A bit of important context here first: Services 86, 107 and 159, the three routes the B12s are currently deployed to, are based respectively (as of publication) at the Ang Mo Kio and Hougang bus depots. Because both were relics of the 1980s, neither of them are equipped with charging ports to recharge electric buses. As a result, the current operational arrangement (as of December 2024) involves parking the B12s in their home depots at night, while sending them to charge in Seletar Depot during the midday swing break. But why this peculiar arrangement? You see, all three routes are part of the Sengkang-Hougang bus package, based in Sengkang West Depot (the same one that Murali Pillai visited and casually approved a walking safety hazard at), and will move there once the depot opens in January. For now however, because the depot isn’t “officially” open, buses aren’t allowed to use it for any purpose, be it overnight parking, or battery recharging. Important note: Seletar Depot only has sufficient chargers to handle the initial batch of 25 BYD buses that were introduced prior to the B12’s launch this year. Hence the allegations of the buses being insufficiently charged, making them being deemed unfit for evening service. 

What I suspect happened here is a common headache that arises from a lack of dedicated electrical charging infrastructure — midday charging capacity is highly limited due to industrial areas nearby also drawing power from the electrical grid. This means either of two things — a very real risk of causing a widespread blackout from overstressing the power systems, or an inability to charge buses at full blast. In part, this is also why most electric bus charging is done at night, with daytime runs limited to only split shifts usually. It’s been mitigated already in future bus depots like Sengkang West and East Coast — with dedicated power sources to supply the large volumes of electrical energy needed to charge hundreds of electric buses at once. Except, for some godforsaken reason, these power supply works are somehow still not done at time of launch, or LTA just simply doesn’t want to allow the new B12s to move in first to enable better charging for fewer operational interruptions. Either suck up your f**king ego and take the L of delaying the launch of these new electric buses, or simply let the buses move in ahead of time! Why are we letting the electric buses run around without proper recharging arrangements?? Jeez, this is the equivalent of thinking their new car can magically run forever after leaving the showroom, because refueling is apparently unnecessary? 

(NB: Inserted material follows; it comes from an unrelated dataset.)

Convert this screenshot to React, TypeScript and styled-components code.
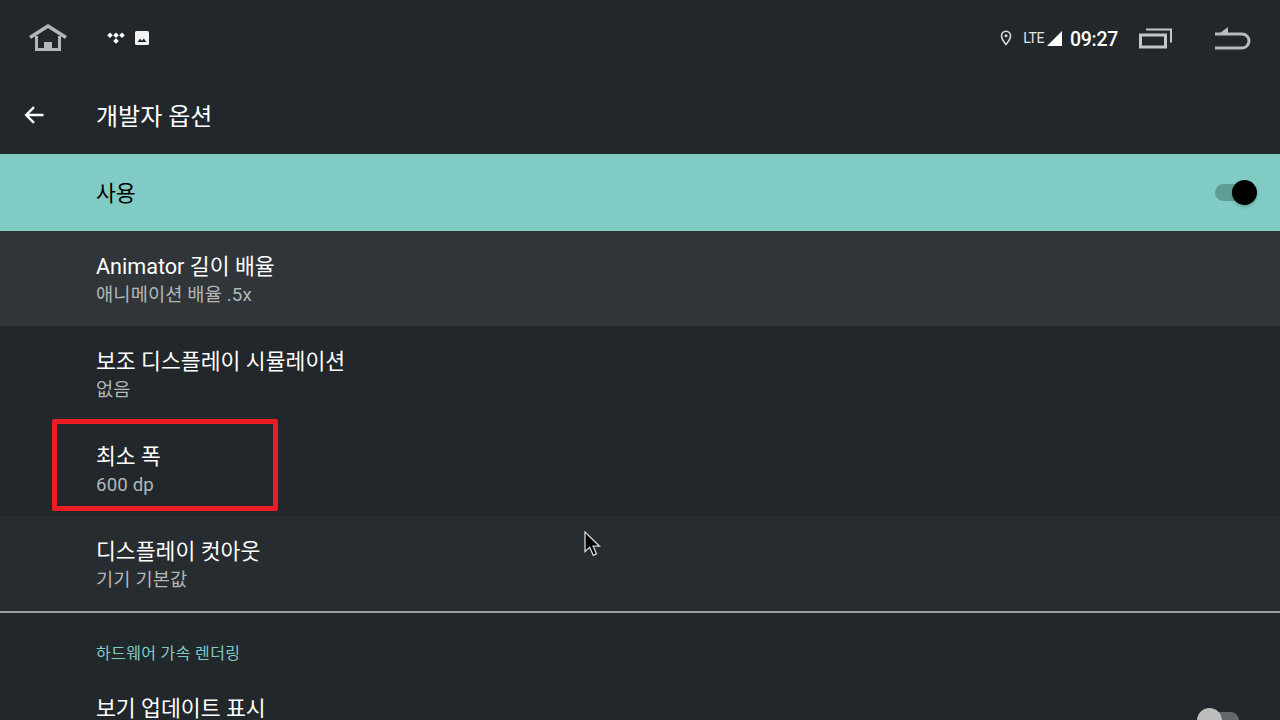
import styled, { createGlobalStyle } from "styled-components";

const GlobalStyle = createGlobalStyle`
  html, body {
    margin: 0;
    padding: 0;
    background: #22272b;
    overflow: hidden;
  }
  body {
    font-family: Roboto, "Noto Sans CJK KR", sans-serif;
  }
`;

const rows = [
  { title: "Animator 길이 배율", sub: "애니메이션 배율 .5x", tone: "focus" },
  { title: "보조 디스플레이 시뮬레이션", sub: "없음", tone: "plain" },
  { title: "최소 폭", sub: "600 dp", tone: "plain" },
  { title: "디스플레이 컷아웃", sub: "기기 기본값", tone: "hover" },
] as const;

function HomeIcon() {
  return (
    <svg width="38" height="28" viewBox="0 0 38 28">
      <path d="M1 13.500 19 2l18 11.500" fill="none" stroke="#b4b6b8" strokeWidth="3.500" />
      <path d="M7.500 12v13.500h23V12" fill="none" stroke="#b4b6b8" strokeWidth="3" />
      <rect x="15" y="18" width="8" height="7" fill="#b4b6b8" />
    </svg>
  );
}

function TidalIcon() {
  return (
    <svg width="18" height="14" viewBox="0 0 18 14">
      <path
        fill="#fff"
        d="M3 1.500 5.800 4.300 3 7.100.2 4.300zM9 1.500l2.800 2.800L9 7.100 6.200 4.300zM15 1.500l2.800 2.800L15 7.100l-2.800-2.800zM9 7.200 11.800 10 9 12.800 6.200 10z"
      />
    </svg>
  );
}

function ImageIcon() {
  return (
    <svg width="14" height="14" viewBox="0 0 14 14">
      <rect width="14" height="14" rx="1.500" fill="#f2f2f2" />
      <path d="M2.500 11 5 7.800l1.800 2L8.800 7.500l2.700 3.500z" fill="#22272b" />
    </svg>
  );
}

function PinIcon() {
  return (
    <svg width="12" height="16" viewBox="0 0 12 16">
      <path
        d="M6 1.200a4.500 4.500 0 0 0-4.500 4.500C1.500 9 6 14.500 6 14.500s4.500-5.500 4.500-8.800A4.500 4.500 0 0 0 6 1.200z"
        fill="none"
        stroke="#d8d9da"
        strokeWidth="1.600"
      />
      <circle cx="6" cy="5.800" r="1.500" fill="#d8d9da" />
    </svg>
  );
}

function SignalIcon() {
  return (
    <svg width="15" height="15" viewBox="0 0 15 15">
      <path d="M15 0v15H0z" fill="#fff" />
    </svg>
  );
}

function RecentsIcon() {
  return (
    <svg width="34" height="22" viewBox="0 0 34 22">
      <rect x="1.500" y="8" width="25" height="12" fill="none" stroke="#c4c6c7" strokeWidth="3" />
      <path d="M7 2.500h25v13" fill="none" stroke="#c4c6c7" strokeWidth="2" />
    </svg>
  );
}

function BackIcon() {
  return (
    <svg width="36" height="24" viewBox="0 0 36 24">
      <path d="M0 8h27a7 7 0 0 1 0 14H0" fill="none" stroke="#b8babb" strokeWidth="3" />
      <path d="M13 1v6H5z" fill="#b8babb" />
    </svg>
  );
}

function ArrowIcon() {
  return (
    <svg width="20" height="20" viewBox="0 0 20 20">
      <path d="M19.500 10H2.500M10 2.200 2.200 10l7.800 7.800" fill="none" stroke="#fff" strokeWidth="2.400" />
    </svg>
  );
}

function CursorIcon() {
  return (
    <svg width="18" height="27" viewBox="0 0 18 27">
      <path
        d="M1 1v19.500l4.800-4.200 3.400 8 3.300-1.400-3.400-7.700h6.400z"
        fill="#000"
        stroke="#d4d4d4"
        strokeWidth="1.300"
      />
    </svg>
  );
}

export default function App() {
  return (
    <Screen>
      <GlobalStyle />
      <StatusBar>
        <HomeSlot>
          <HomeIcon />
        </HomeSlot>
        <Notifications>
          <TidalIcon />
          <ImageIcon />
        </Notifications>
        <Spacer />
        <PinSlot>
          <PinIcon />
        </PinSlot>
        <Lte>LTE</Lte>
        <SignalIcon />
        <Clock>09:27</Clock>
        <RecentsSlot>
          <RecentsIcon />
        </RecentsSlot>
        <BackSlot>
          <BackIcon />
        </BackSlot>
      </StatusBar>

      <AppBar>
        <ArrowSlot>
          <ArrowIcon />
        </ArrowSlot>
        <AppTitle>개발자 옵션</AppTitle>
      </AppBar>

      <MasterRow>
        <MasterLabel>사용</MasterLabel>
        <Switch $on />
      </MasterRow>

      {rows.map((r) => (
        <Row key={r.title} $tone={r.tone}>
          <RowTitle>{r.title}</RowTitle>
          <RowSub>{r.sub}</RowSub>
        </Row>
      ))}

      <Divider />
      <Category>하드웨어 가속 렌더링</Category>
      <SwitchRow>
        <SwitchTitle>보기 업데이트 표시</SwitchTitle>
        <Switch />
      </SwitchRow>

      <RedBox />
      <Cursor>
        <CursorIcon />
      </Cursor>
    </Screen>
  );
}

const Screen = styled.div`
  position: relative;
  width: 1280px;
  height: 720px;
  overflow: hidden;
  background: #22272b;
`;

const StatusBar = styled.div`
  display: flex;
  align-items: center;
  height: 76px;
  color: #fff;
`;

const HomeSlot = styled.div`
  display: flex;
  width: 107px;
  padding-left: 29px;
  box-sizing: border-box;
`;

const Notifications = styled.div`
  display: flex;
  align-items: center;
  gap: 10px;
`;

const Spacer = styled.div`
  flex: 1;
`;

const PinSlot = styled.div`
  display: flex;
  margin-right: 11px;
`;

const Lte = styled.span`
  font-size: 14px;
  letter-spacing: -0.4px;
  color: #e6e6e6;
  margin-right: 3px;
`;

const Clock = styled.span`
  font-size: 19.5px;
  font-weight: 500;
  letter-spacing: -0.3px;
  color: #fff;
  margin: 2px 0 0 8px;
  width: 69px;
`;

const RecentsSlot = styled.div`
  display: flex;
  width: 76px;
`;

const BackSlot = styled.div`
  display: flex;
  padding-right: 29px;
`;

const AppBar = styled.div`
  display: flex;
  align-items: center;
  height: 78px;
`;

const ArrowSlot = styled.div`
  display: flex;
  width: 96px;
  padding-left: 24px;
  box-sizing: border-box;
`;

const AppTitle = styled.div`
  font-size: 24px;
  color: #fff;
  padding-bottom: 2px;
`;

const MasterRow = styled.div`
  display: flex;
  align-items: center;
  justify-content: space-between;
  height: 77px;
  padding: 0 31px 0 96px;
  background: #80cbc4;
`;

const MasterLabel = styled.div`
  font-size: 21.6px;
  color: #000;
  padding-bottom: 2px;
`;

const Switch = styled.div<{ $on?: boolean }>`
  position: relative;
  width: 34px;
  height: 17px;
  border-radius: 9px;
  background: ${(p) => (p.$on ? "#5f9e98" : "#62686b")};

  &::after {
    content: "";
    position: absolute;
    top: -4px;
    left: ${(p) => (p.$on ? "17px" : "-8px")};
    width: 25px;
    height: 25px;
    border-radius: 50%;
    background: ${(p) => (p.$on ? "#000" : "#bdbdbd")};
    box-shadow: 0 2px 3px rgba(0, 0, 0, 0.2);
  }
`;

const Row = styled.div<{ $tone: "plain" | "focus" | "hover" }>`
  display: flex;
  flex-direction: column;
  justify-content: center;
  height: 95px;
  padding: 4px 0 0 96px;
  box-sizing: border-box;
  background: ${(p) =>
    p.$tone === "focus" ? "#30353a" : p.$tone === "hover" ? "#272c30" : "#22272b"};
`;

const RowTitle = styled.div`
  font-size: 21.6px;
  line-height: 28px;
  color: #fff;
`;

const RowSub = styled.div`
  font-size: 18.67px;
  line-height: 28px;
  letter-spacing: 0.15px;
  color: #b3b5b7;
`;

const Divider = styled.div`
  height: 2px;
  background: #9a9c9d;
`;

const Category = styled.div`
  display: flex;
  align-items: center;
  height: 78px;
  padding: 0 0 1px 96px;
  box-sizing: border-box;
  font-size: 16px;
  letter-spacing: 0.35px;
  color: #80cbc4;
`;

const SwitchRow = styled.div`
  display: flex;
  align-items: center;
  justify-content: space-between;
  height: 58px;
  padding: 0 41px 0 96px;
`;

const SwitchTitle = styled(RowTitle)`
  align-self: flex-start;
  padding-top: 4px;
`;

const RedBox = styled.div`
  position: absolute;
  left: 52px;
  top: 419px;
  width: 226px;
  height: 92px;
  box-sizing: border-box;
  border: 5px solid #ed1c24;
  border-radius: 2px;
`;

const Cursor = styled.div`
  position: absolute;
  left: 584px;
  top: 531px;
  display: flex;
`;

Little rule of thumb: every electric bus launched into service should correspond to one available, operational charging port (or two, if dedicated infrastructure like transformers haven’t been installed, as in the case of Seletar). Also, another reminder that electric buses aren’t some never-before-seen novelty that we’ve never touched before — the same SBST, and the same Seletar Depot in question, have been running a fleet of more than 20 BYD buses of all kinds for at least half a decade already! How did they still mess this up? Do we really have such an acute charging capacity shortage? If so, why are we even rushing to introduce more electric buses before their supporting infrastructure is made available? Yes, service determines infrastructure, but that’s in the planning stage, not the operational stage! How do you even run electric buses on flat batteries. This is just so incredibly dumb I’m out of words. 

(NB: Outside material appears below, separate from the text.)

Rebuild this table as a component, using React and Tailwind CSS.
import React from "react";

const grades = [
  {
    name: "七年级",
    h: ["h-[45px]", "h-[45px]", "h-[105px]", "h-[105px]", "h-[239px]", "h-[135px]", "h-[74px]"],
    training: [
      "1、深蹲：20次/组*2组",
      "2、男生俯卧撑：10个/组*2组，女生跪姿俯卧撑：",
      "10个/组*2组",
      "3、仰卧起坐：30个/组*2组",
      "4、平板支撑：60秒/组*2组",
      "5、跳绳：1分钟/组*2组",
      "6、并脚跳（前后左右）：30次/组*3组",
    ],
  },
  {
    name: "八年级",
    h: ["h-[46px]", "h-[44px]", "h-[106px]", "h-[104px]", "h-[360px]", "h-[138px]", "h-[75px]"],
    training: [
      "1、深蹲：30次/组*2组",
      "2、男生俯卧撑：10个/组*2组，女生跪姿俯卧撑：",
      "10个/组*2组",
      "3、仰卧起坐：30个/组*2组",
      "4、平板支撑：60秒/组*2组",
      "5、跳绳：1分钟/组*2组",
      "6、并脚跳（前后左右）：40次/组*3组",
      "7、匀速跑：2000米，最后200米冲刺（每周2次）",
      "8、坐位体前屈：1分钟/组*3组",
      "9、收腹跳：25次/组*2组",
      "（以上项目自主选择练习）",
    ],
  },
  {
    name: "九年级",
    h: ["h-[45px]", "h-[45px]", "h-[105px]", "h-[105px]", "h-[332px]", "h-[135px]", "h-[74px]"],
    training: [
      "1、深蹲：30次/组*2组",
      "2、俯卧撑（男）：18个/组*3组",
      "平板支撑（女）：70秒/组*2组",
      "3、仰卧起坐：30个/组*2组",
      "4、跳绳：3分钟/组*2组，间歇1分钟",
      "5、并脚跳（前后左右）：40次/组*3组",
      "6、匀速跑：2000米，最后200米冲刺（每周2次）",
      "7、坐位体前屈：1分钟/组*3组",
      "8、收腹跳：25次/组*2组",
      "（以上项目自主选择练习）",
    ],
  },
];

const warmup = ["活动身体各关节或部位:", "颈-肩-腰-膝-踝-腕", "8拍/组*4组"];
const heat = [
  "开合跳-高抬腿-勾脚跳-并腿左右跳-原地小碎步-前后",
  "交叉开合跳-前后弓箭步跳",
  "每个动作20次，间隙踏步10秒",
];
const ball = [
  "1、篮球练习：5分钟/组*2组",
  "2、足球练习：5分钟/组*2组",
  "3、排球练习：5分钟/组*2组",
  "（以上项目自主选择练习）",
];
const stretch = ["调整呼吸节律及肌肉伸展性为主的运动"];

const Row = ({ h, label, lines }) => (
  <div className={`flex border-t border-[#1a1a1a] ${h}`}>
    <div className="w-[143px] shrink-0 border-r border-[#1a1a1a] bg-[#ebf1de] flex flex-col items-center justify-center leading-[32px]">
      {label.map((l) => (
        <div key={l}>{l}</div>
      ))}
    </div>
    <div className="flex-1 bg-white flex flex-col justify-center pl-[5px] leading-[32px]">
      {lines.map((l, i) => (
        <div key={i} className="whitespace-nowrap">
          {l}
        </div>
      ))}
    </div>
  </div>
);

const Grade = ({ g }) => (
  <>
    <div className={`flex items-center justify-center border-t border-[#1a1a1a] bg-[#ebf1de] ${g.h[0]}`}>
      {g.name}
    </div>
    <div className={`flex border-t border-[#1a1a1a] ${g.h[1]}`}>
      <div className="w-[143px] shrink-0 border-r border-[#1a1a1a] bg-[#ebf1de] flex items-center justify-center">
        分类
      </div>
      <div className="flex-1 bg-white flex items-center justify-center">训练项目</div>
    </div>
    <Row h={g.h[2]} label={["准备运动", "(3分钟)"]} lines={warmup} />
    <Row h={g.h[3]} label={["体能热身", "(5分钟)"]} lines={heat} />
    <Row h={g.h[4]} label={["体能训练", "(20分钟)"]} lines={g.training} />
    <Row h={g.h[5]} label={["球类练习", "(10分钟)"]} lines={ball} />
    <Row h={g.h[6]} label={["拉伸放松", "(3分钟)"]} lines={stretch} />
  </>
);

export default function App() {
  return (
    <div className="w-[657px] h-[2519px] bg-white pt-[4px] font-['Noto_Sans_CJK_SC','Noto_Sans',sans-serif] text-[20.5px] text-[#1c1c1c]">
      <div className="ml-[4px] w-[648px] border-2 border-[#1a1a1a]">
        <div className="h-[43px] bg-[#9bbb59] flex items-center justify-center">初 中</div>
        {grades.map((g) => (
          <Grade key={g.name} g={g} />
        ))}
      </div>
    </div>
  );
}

For representation purposes, even 86 had its fair share of nonsense — again, linked to the digital mirror design unfortunately. Apparently because the bus captains were completely not used to the digital mirror design, many straight up decided to not use them altogether, instead straining their necks to look behind their vehicle, resulting in many instances of reckless driving in places such as Jalan Kayu and the TPE. It’s a miracle nobody crashed, thankfully.

Photo by @averagematcha

All in all, it was an overdramatic first day of operations marked by lots of needlessly created chaos. Before midnight, almost all of the B12s were grounded for further checks, leaving only one bus to run 86 the next day. Since then, the fleet has more or less re-entered service, hopefully with all the abovementioned mess sorted out. This is just plain embarrassing — in a land where we used to just get things done, it reflects very poorly when the trivial, the nonexistent, and the self-inflicted become excuses for an entirely preventable pot of troubles to ruin what was otherwise a big moment in our electrification journey. Hopefully, it doesn’t happen again.

没有对比没有伤害 (there’s no harm without comparison), right? Well, just across the border, Causeway Link has also been rolling out a fleet of Foton electric buses for use on both cross-border and local bus services within Johor Bahru. With relatively little mishap, they’ve been able to gradually phase out their oldest diesel buses without as much of a fuss, to the extent of being able to confidently operate them on high-demand cross-border routes at scale, long before the first of the 420 new electric buses reached our shores! Their relatively smooth electrification process, against the backdrop of a train wreck debut day we had, really makes me wonder how on earth a privately-run, third-rate Malaysian bus company can manage an electric bus transition far more competently than us here, in a supposed “world-class” public transport system. Heck, all our shenanigans happened over the rollout of just a mere ten electric buses, against the 40-strong fleet across the border! It’s gobsmacking how such a small fleet can cough up enough troubles to form an entire article (I was expecting to have to write a CotD about it, but here’s an entire post instead) — in Singapore too. Why? 

I wonder what the thousands of visitors to SITCE in November would have thought, of the bizarrely disastrous debut of those same buses they rode, barely three weeks before. All the promotional packaging promising a brilliant electric future, and then comes the one million and one lines of fine print encoded in archaic books rooted in, I’m sorry to say, pseudoscience. At this juncture, we are our worst enemy when it comes to operating electric buses. We need more logic, and rationality if we want to really catch up with the rest of the world in electrifying our rides. Think less like Elon Musk, and more like Warren Buffet. What really matters? Abundant clean public transportation, not a bunch of rules written by paranoid geriatrics lacking understanding in their field of leadership. 

With the first two production batch Zhongtong N12s having been registered last week, let’s hope their entry into revenue service comes with a lot less hiccups this time. We’ve burped too many times over the B12, anyway, in front of an international crowd no less. 

Innovative technologies? Not at the cost of the basics, which has clearly been found lacking in many such cases!